• Exercise material:

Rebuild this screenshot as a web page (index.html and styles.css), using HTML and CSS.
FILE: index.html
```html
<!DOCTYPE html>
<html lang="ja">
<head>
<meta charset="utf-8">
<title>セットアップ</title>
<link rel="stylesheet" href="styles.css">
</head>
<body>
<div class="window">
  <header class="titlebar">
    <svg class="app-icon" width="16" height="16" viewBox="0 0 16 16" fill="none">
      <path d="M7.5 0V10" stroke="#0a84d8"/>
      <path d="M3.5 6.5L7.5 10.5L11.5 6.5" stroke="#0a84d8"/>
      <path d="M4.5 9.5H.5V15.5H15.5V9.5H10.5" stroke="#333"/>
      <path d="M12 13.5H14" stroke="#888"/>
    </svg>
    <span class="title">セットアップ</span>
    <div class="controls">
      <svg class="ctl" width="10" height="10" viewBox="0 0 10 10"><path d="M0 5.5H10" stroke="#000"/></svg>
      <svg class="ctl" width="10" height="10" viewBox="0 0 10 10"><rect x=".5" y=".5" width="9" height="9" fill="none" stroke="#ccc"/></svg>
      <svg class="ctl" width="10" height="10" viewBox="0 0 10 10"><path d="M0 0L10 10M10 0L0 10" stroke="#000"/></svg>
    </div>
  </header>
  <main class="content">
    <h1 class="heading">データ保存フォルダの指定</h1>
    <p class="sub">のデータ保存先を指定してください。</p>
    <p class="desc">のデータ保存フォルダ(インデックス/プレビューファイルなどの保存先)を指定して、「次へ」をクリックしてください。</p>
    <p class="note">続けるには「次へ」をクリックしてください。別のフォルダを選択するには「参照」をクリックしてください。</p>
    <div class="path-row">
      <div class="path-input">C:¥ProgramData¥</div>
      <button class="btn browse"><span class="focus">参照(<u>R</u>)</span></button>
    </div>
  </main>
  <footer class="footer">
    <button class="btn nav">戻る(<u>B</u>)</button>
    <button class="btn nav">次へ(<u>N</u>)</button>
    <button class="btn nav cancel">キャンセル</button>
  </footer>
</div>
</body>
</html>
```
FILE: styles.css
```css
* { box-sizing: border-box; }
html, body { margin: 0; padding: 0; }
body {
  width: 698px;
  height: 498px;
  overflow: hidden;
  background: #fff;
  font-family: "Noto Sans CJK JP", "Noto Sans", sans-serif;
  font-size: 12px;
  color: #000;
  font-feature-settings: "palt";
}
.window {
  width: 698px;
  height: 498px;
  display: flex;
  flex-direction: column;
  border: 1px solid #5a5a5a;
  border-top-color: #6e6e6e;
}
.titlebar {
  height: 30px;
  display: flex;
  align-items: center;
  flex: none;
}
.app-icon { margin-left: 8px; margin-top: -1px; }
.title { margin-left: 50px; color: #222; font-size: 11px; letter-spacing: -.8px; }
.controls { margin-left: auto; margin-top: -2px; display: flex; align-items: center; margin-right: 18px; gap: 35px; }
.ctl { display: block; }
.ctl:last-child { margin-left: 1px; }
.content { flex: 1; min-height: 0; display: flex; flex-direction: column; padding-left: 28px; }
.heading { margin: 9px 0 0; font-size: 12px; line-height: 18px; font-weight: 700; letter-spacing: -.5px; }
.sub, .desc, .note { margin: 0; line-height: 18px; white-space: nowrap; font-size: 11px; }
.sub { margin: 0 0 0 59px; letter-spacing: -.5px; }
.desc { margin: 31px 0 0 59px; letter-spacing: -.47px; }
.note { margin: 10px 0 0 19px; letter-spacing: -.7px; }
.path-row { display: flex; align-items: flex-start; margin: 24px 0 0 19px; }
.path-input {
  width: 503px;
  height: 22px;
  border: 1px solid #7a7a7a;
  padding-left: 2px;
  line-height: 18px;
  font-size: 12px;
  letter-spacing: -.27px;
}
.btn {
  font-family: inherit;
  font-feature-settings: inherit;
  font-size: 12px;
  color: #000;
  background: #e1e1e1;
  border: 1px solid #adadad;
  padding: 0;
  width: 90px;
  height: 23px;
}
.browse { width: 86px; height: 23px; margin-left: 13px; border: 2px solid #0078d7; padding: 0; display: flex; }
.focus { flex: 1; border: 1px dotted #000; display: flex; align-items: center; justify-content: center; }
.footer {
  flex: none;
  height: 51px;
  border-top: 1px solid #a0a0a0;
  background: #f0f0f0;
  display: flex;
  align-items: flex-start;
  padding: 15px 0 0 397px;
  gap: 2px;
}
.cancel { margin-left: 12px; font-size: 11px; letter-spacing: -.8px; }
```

...

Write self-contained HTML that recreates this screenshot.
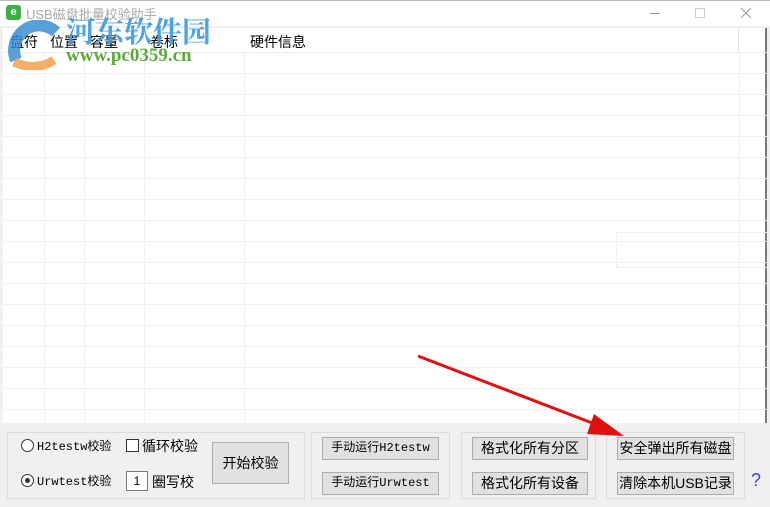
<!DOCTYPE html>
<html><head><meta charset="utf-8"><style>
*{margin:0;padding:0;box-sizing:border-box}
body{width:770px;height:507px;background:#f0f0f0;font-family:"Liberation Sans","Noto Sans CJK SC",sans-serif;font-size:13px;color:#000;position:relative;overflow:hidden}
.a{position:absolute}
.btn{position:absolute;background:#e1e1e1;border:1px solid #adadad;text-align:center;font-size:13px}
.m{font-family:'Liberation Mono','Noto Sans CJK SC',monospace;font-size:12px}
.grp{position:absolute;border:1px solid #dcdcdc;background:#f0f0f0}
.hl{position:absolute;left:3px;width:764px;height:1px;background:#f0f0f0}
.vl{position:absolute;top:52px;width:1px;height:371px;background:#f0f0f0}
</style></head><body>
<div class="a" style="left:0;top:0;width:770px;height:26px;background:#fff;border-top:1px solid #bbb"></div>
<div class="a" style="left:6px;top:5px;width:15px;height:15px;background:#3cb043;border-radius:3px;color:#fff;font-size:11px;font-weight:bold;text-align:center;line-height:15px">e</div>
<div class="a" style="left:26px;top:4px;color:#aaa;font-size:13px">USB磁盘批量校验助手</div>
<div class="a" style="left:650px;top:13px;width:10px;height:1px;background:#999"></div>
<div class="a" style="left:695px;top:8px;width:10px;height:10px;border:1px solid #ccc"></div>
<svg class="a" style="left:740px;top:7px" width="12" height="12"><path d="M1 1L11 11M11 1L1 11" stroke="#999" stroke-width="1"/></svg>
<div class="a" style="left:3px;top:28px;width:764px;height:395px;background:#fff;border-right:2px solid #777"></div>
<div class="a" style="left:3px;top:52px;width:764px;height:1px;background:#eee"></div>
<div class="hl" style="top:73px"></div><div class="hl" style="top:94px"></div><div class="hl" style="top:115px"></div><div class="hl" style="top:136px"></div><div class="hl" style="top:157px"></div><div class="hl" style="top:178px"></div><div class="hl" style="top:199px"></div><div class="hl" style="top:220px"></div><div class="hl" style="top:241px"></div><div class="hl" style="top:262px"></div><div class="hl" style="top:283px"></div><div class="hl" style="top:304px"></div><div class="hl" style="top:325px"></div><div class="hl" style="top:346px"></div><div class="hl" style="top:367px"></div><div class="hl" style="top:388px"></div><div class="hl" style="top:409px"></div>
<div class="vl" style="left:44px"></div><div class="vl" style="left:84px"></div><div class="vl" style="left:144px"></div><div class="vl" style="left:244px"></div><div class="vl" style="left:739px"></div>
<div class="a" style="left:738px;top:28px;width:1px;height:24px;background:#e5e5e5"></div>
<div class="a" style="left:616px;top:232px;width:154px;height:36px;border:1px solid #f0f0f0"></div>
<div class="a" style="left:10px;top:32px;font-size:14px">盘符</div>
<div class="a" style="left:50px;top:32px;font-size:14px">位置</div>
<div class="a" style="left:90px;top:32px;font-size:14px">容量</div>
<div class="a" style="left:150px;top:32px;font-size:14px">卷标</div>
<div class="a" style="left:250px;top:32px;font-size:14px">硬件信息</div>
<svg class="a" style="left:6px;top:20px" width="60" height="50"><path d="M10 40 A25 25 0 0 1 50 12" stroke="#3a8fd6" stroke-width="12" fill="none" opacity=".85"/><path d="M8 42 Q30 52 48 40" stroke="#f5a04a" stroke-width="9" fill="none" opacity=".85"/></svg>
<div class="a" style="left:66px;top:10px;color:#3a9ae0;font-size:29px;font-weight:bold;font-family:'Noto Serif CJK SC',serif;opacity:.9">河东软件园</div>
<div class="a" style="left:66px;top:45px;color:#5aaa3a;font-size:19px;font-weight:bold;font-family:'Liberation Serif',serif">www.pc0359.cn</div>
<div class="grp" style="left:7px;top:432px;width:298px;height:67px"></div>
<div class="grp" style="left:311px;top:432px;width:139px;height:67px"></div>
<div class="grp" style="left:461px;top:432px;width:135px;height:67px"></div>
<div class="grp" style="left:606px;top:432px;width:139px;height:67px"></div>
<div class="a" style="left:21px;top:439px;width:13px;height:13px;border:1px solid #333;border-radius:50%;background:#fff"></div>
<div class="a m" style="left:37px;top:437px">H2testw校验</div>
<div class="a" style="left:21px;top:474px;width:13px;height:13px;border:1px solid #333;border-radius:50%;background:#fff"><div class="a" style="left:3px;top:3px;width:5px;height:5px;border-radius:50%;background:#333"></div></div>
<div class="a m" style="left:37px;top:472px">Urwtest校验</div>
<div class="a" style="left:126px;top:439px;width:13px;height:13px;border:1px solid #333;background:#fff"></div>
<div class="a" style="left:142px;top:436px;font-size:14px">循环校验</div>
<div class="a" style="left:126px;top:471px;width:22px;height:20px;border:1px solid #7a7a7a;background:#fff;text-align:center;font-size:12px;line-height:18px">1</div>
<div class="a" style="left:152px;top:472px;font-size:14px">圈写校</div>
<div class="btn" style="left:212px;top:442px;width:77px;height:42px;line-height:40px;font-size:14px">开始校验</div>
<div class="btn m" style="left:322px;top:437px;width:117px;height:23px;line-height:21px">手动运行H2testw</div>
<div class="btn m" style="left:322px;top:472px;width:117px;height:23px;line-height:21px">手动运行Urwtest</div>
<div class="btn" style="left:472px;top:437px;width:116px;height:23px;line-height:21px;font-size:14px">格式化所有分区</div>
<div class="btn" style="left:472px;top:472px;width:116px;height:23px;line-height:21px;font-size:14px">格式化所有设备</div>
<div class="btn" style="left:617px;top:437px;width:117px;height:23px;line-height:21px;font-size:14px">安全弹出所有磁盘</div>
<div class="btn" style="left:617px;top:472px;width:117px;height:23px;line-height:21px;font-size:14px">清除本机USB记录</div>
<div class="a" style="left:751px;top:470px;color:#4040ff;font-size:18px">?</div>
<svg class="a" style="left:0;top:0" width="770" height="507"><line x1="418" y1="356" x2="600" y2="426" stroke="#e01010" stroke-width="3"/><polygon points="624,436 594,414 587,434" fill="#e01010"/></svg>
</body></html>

• Problem requirements:
Pick out the lines containing the string "index" and show them.

• Task answer:
Rebuild this screenshot as a web page (index.html and styles.css), using HTML and CSS.
FILE: index.html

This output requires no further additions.